> _DIRECTIONS FOR THIS TASK_
Type out the data exactly as given. Skip any image.

╭─ DATASET RECORDS

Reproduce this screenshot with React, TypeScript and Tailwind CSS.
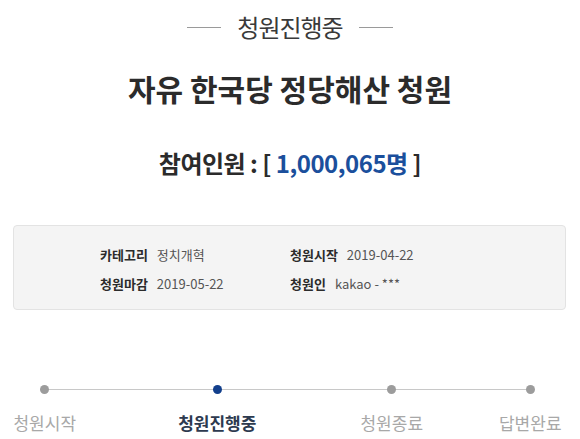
import React from "react";

const steps = [
  { label: "청원시작", active: false, gap: "ml-[-5px]" },
  { label: "청원진행중", active: true, gap: "ml-[73px]" },
  { label: "청원종료", active: false, gap: "ml-[75px]" },
  { label: "답변완료", active: false, gap: "ml-[39px]" },
];

const info = [
  { label: "카테고리", value: "정치개혁" },
  { label: "청원시작", value: "2019-04-22" },
  { label: "청원마감", value: "2019-05-22" },
  { label: "청원인", value: "kakao - ***" },
];

const App: React.FC = () => {
  return (
    <div
      className="w-[580px] h-[439px] overflow-hidden bg-white"
      style={{ fontFamily: '"Noto Sans CJK KR", "Noto Sans", sans-serif' }}
    >
      {/* status heading */}
      <div className="flex items-center justify-center gap-[16px] pt-[11px] h-[43px]">
        <span className="w-[34px] h-px bg-[#9a9a9a]" />
        <span className="text-[24px] leading-[30px] text-[#3a3a3a] tracking-[-1px]">청원진행중</span>
        <span className="w-[34px] h-px bg-[#9a9a9a]" />
      </div>

      <h1 className="mt-[28px] text-center text-[30px] leading-[34px] font-bold text-[#2b2b2b]">
        자유 한국당 정당해산 청원
      </h1>

      <p className="mt-[44px] text-center text-[24px] leading-[28px] font-bold text-[#2b2b2b] tracking-[-0.5px]">
        참여인원 : [ <span className="text-[#1b4f9c]">1,000,065명</span> ]
      </p>

      {/* info box */}
      <div className="mt-[48px] ml-[13px] w-[553px] h-[85px] rounded-[4px] border border-[#e3e3e3] bg-[#f4f4f4] pl-[86px] pt-[20px]">
        <div className="grid grid-cols-[190px_1fr] gap-y-[12px] text-[13px] leading-[17px]">
          {info.map((item) => (
            <div key={item.label} className="flex gap-[9px]">
              <span className="font-bold text-[#2b2b2b]">{item.label}</span>
              <span className="text-[#555]">{item.value}</span>
            </div>
          ))}
        </div>
      </div>

      {/* progress steps */}
      <div className="relative mt-[75px]">
        <div className="absolute left-[45px] w-[487px] top-[4px] h-px bg-[#c8c8c8]" />
        <div className="relative flex">
          {steps.map((s) => (
            <div key={s.label} className={`${s.gap} w-[100px] flex flex-col items-center`}>
              <span
                className={`w-[9px] h-[9px] rounded-full ${s.active ? "bg-[#123f8c]" : "bg-[#9c9c9c]"}`}
              />
              <span
                className={`mt-[18px] text-[17px] leading-[22px] whitespace-nowrap ${
                  s.active ? "font-bold text-[#2d3a4f]" : "text-[#a8a8a8]"
                }`}
              >
                {s.label}
              </span>
            </div>
          ))}
        </div>
      </div>
    </div>
  );
};

export default App;
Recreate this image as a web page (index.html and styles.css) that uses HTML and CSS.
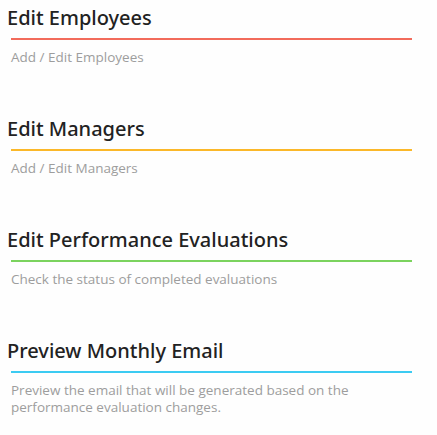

╰─

> _WRITTEN RESPONSE_
Reproduce this screenshot with React, TypeScript and Tailwind CSS.
import React from "react";

const steps = [
  { label: "청원시작", active: false, gap: "ml-[-5px]" },
  { label: "청원진행중", active: true, gap: "ml-[73px]" },
  { label: "청원종료", active: false, gap: "ml-[75px]" },
  { label: "답변완료", active: false, gap: "ml-[39px]" },
];

const info = [
  { label: "카테고리", value: "정치개혁" },
  { label: "청원시작", value: "2019-04-22" },
  { label: "청원마감", value: "2019-05-22" },
  { label: "청원인", value: "kakao - ***" },
];

const App: React.FC = () => {
  return (
    <div
      className="w-[580px] h-[439px] overflow-hidden bg-white"
      style={{ fontFamily: '"Noto Sans CJK KR", "Noto Sans", sans-serif' }}
    >
      {/* status heading */}
      <div className="flex items-center justify-center gap-[16px] pt-[11px] h-[43px]">
        <span className="w-[34px] h-px bg-[#9a9a9a]" />
        <span className="text-[24px] leading-[30px] text-[#3a3a3a] tracking-[-1px]">청원진행중</span>
        <span className="w-[34px] h-px bg-[#9a9a9a]" />
      </div>

      <h1 className="mt-[28px] text-center text-[30px] leading-[34px] font-bold text-[#2b2b2b]">
        자유 한국당 정당해산 청원
      </h1>

      <p className="mt-[44px] text-center text-[24px] leading-[28px] font-bold text-[#2b2b2b] tracking-[-0.5px]">
        참여인원 : [ <span className="text-[#1b4f9c]">1,000,065명</span> ]
      </p>

      {/* info box */}
      <div className="mt-[48px] ml-[13px] w-[553px] h-[85px] rounded-[4px] border border-[#e3e3e3] bg-[#f4f4f4] pl-[86px] pt-[20px]">
        <div className="grid grid-cols-[190px_1fr] gap-y-[12px] text-[13px] leading-[17px]">
          {info.map((item) => (
            <div key={item.label} className="flex gap-[9px]">
              <span className="font-bold text-[#2b2b2b]">{item.label}</span>
              <span className="text-[#555]">{item.value}</span>
            </div>
          ))}
        </div>
      </div>

      {/* progress steps */}
      <div className="relative mt-[75px]">
        <div className="absolute left-[45px] w-[487px] top-[4px] h-px bg-[#c8c8c8]" />
        <div className="relative flex">
          {steps.map((s) => (
            <div key={s.label} className={`${s.gap} w-[100px] flex flex-col items-center`}>
              <span
                className={`w-[9px] h-[9px] rounded-full ${s.active ? "bg-[#123f8c]" : "bg-[#9c9c9c]"}`}
              />
              <span
                className={`mt-[18px] text-[17px] leading-[22px] whitespace-nowrap ${
                  s.active ? "font-bold text-[#2d3a4f]" : "text-[#a8a8a8]"
                }`}
              >
                {s.label}
              </span>
            </div>
          ))}
        </div>
      </div>
    </div>
  );
};

export default App;
Recreate this image as a web page (index.html and styles.css) that uses HTML and CSS.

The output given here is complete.